7 Steps For Sharing Our Decisions With God

Becky Eldredge over at the dotMagis blog for Ignatian Spirituality wrote a few months back of her experience in deciding between two possible places for her and her husband to move to and make their new home.

For the past year, my husband and I have been discerning our future steps after my husband’s graduate degree was complete. The choice was between relocating to one of two cities. The process of discernment was arduous due to a rather crazy day-to-day rhythm of life, which impacted my ability to find stillness in prayer, and because we felt we were choosing between two goods.

At one point this spring, about eight months into this discernment process, I shared with a friend that I was struggling to find peace about this decision. I told her, “We have learned all we can about both cities. We have prayed about this for months, and I no longer feel pulled strongly to either city. It’s driving me crazy! Why won’t God give me the answer?”

She gently smiled and chuckled and said to me, “Struggling a bit with the grace of detachment?” via The Grace of Detachment.

It reminded me of a time when my family was planning a move, returning to an area of the country my husband grew up in. He had been called for an interview and the organization wanted to fly him and our family half-way across the country to meet people and learn about the community. Our airplane tickets were in the process of being booked!

As potentially exciting as it all sounded and as much as we were both looking forward to hitting the reset button on our lives, I was concerned about several issues, including (top-of-the-list) leaving my mother behind who was at the time in her mid-80’s.

I prayed to God that He give us direction.

“Lord,” I prayed, “this train seems to be moving on a fast track. If this direction is not one that works for You for whatever reason, please give me/us some sign. Let me understand Your plan. In the end help me, Lord, to be certain. Sweep away all other possibilities with the clarity of Your purpose and Your plan for us.”

I remember clearly that I prayed that prayer on a Monday.

That Friday, I was busy working when I received a call from a woman whose home my husband and I had tried to buy a year and half earlier in a nearby community about an hour away. At the time we had done all our research and concluded that the community, its schools, the house…everything…were exactly what we were looking for. Yet, in the flat housing market of that time, nothing was moving and in the end, the deal fell through.
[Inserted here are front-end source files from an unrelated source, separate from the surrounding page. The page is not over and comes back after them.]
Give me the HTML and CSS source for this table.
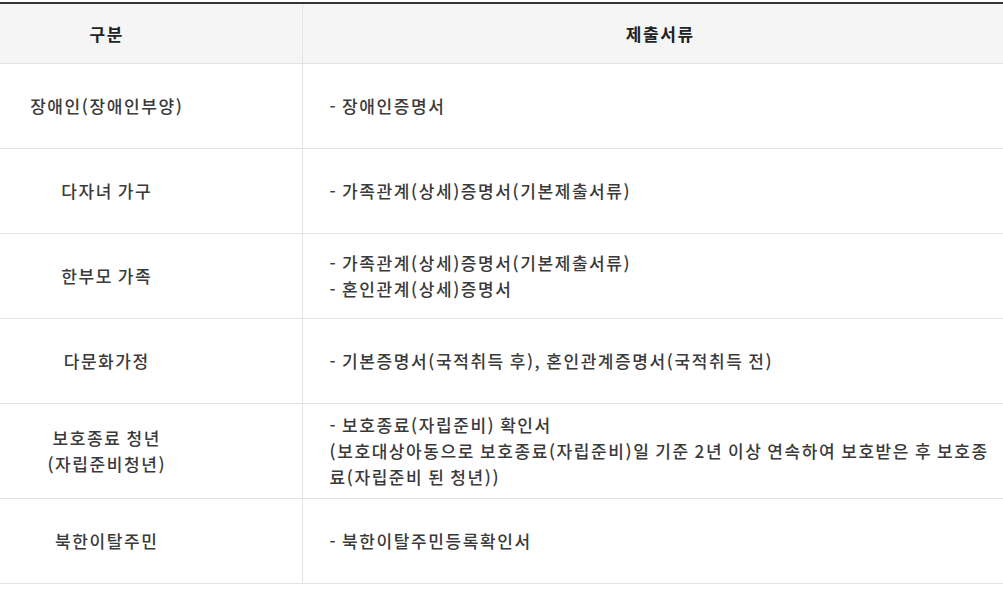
FILE: index.html
```html
<!DOCTYPE html>
<html lang="ko">
<head>
<meta charset="utf-8">
<title>제출서류</title>
<link rel="stylesheet" href="styles.css">
</head>
<body>
<table class="doc-table">
  <colgroup>
    <col class="col-type">
    <col class="col-docs">
  </colgroup>
  <thead>
    <tr>
      <th class="cell-type">구분</th>
      <th class="cell-docs-head">제출서류</th>
    </tr>
  </thead>
  <tbody>
    <tr>
      <td class="cell-type">장애인(장애인부양)</td>
      <td class="cell-docs">- 장애인증명서</td>
    </tr>
    <tr>
      <td class="cell-type">다자녀 가구</td>
      <td class="cell-docs">- 가족관계(상세)증명서(기본제출서류)</td>
    </tr>
    <tr>
      <td class="cell-type">한부모 가족</td>
      <td class="cell-docs">- 가족관계(상세)증명서(기본제출서류)<br>- 혼인관계(상세)증명서</td>
    </tr>
    <tr>
      <td class="cell-type">다문화가정</td>
      <td class="cell-docs">- 기본증명서(국적취득 후), 혼인관계증명서(국적취득 전)</td>
    </tr>
    <tr>
      <td class="cell-type">보호종료 청년<br>(자립준비청년)</td>
      <td class="cell-docs">- 보호종료(자립준비) 확인서<br>(보호대상아동으로 보호종료(자립준비)일 기준 2년 이상 연속하여 보호받은 후 보호종료(자립준비 된 청년))</td>
    </tr>
    <tr>
      <td class="cell-type">북한이탈주민</td>
      <td class="cell-docs">- 북한이탈주민등록확인서</td>
    </tr>
  </tbody>
</table>
</body>
</html>
```
FILE: styles.css
```css
html, body {
  margin: 0;
  padding: 0;
  background: #fff;
  overflow: hidden;
}
body {
  padding-top: 2px;
  font-family: "Noto Sans CJK KR", "Noto Sans", sans-serif;
}
.doc-table {
  width: 1003px;
  border-collapse: collapse;
  table-layout: fixed;
  border-top: 2px solid #333;
  font-size: 17px;
  line-height: 26px;
  letter-spacing: 1.6px;
  word-spacing: -1.5px;
  font-weight: 500;
  color: #3a3a3a;
}
.col-type { width: 302px; }
.doc-table th {
  height: 59px;
  background: #f5f5f5;
  color: #222;
  font-weight: 700;
  font-size: 17px;
  border-bottom: 1px solid #e3e3e3;
  padding: 0;
}
.doc-table td {
  height: 85px;
  border-bottom: 1px solid #e3e3e3;
  padding: 8px 0;
  box-sizing: border-box;
  vertical-align: middle;
}
.cell-type {
  text-align: center;
  padding-right: 88px !important;
  border-right: 1px solid #e3e3e3;
}
.cell-docs-head {
  text-align: center;
  padding-left: 15px !important;
}
.doc-table .cell-docs {
  text-align: left;
  padding-left: 27px;
  padding-right: 0;
}
```
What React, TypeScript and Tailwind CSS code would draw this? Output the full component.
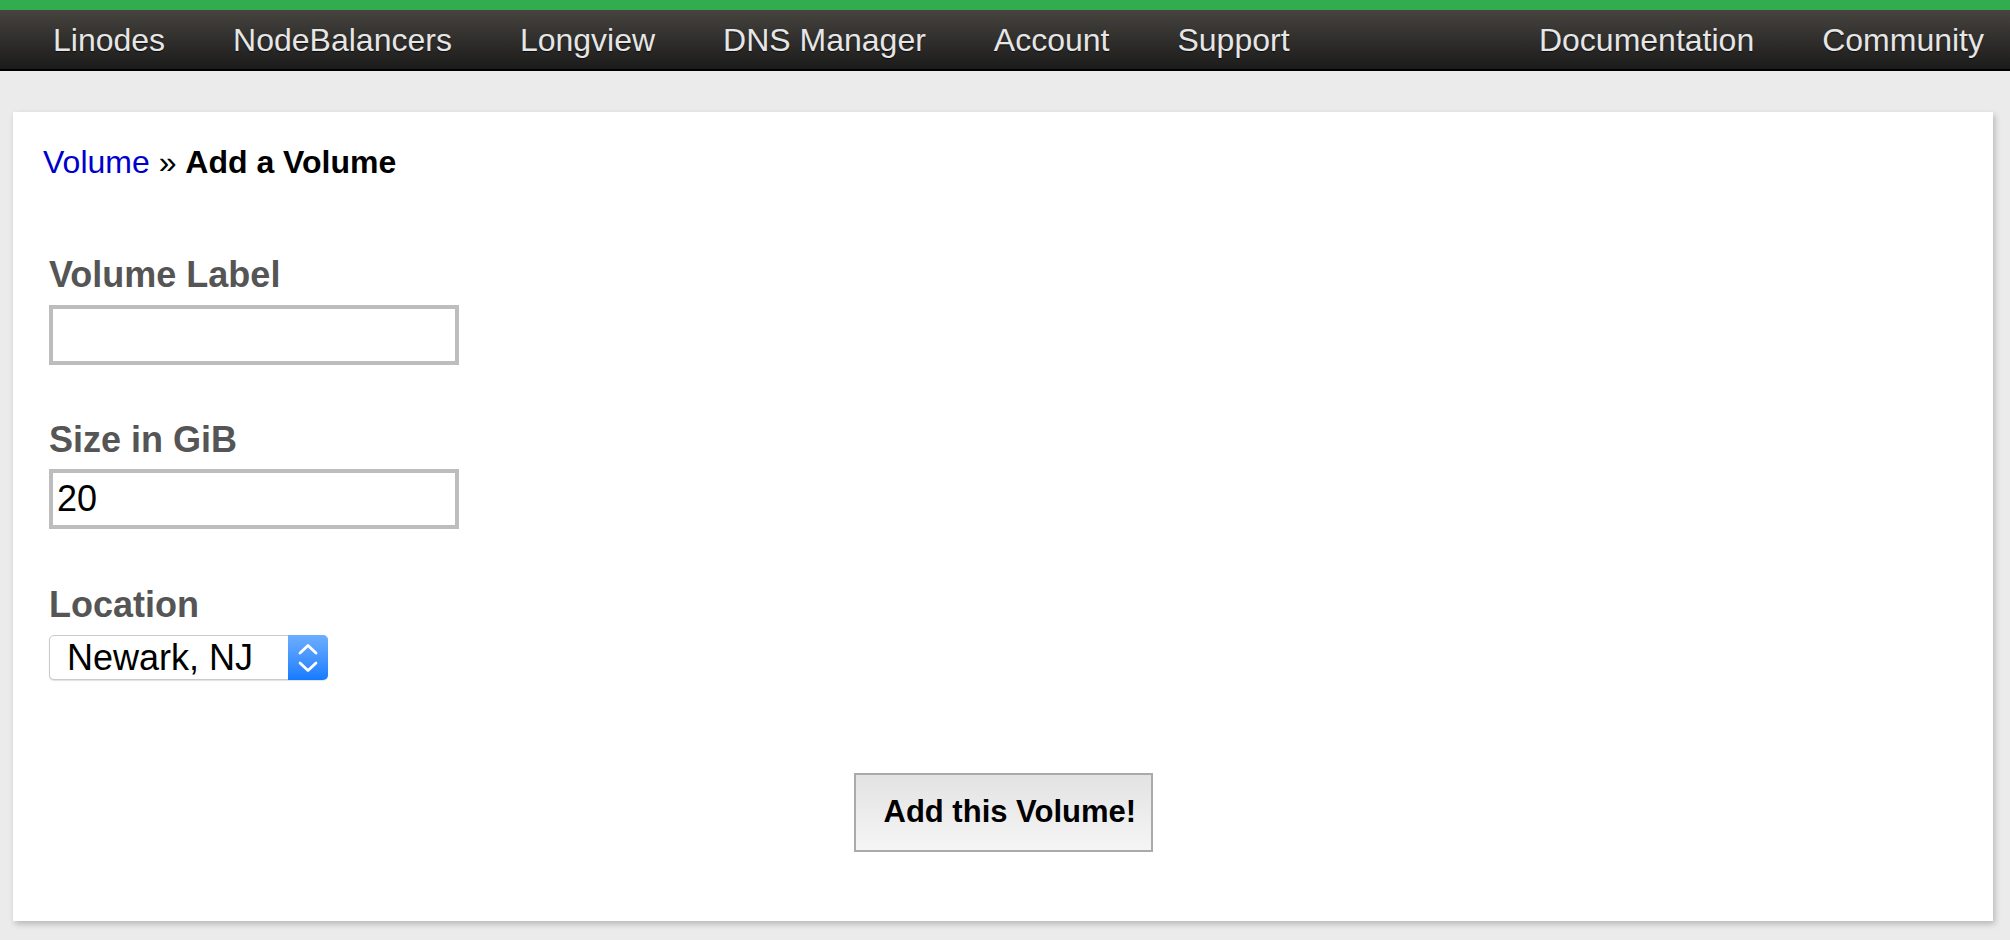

Fast forward and the same woman is calling me out of the blue without the benefit of a realtor to let me know that she was again trying to sell the same home…only now she was asking substantially less than her original price!

Her call caught me at a time when I was completely focused on a project that I was working on. I told her of our plans to move out of state, but said I’d discuss it with my husband and let her know if we had any second thoughts. I thanked her for letting me know, wished her luck and hung up.

I then promptly forgot about her call as I moved to finish my project, get dressed to run errands, pick kids up from school, meet husband, take one of the kids to a sleep-over 40 miles away, have date-night at a nice restaurant…you get the idea.

It wasn’t until we were allowing ourselves a highly unusual shared dessert following dinner that I remembered the phone call. I told my husband about the woman’s offer, describing the details dismissively, with the assumption that he and I had already made up our minds to follow a different course.

After hearing my story he said, “Well, wait a minute. What are we giving up by moving away?”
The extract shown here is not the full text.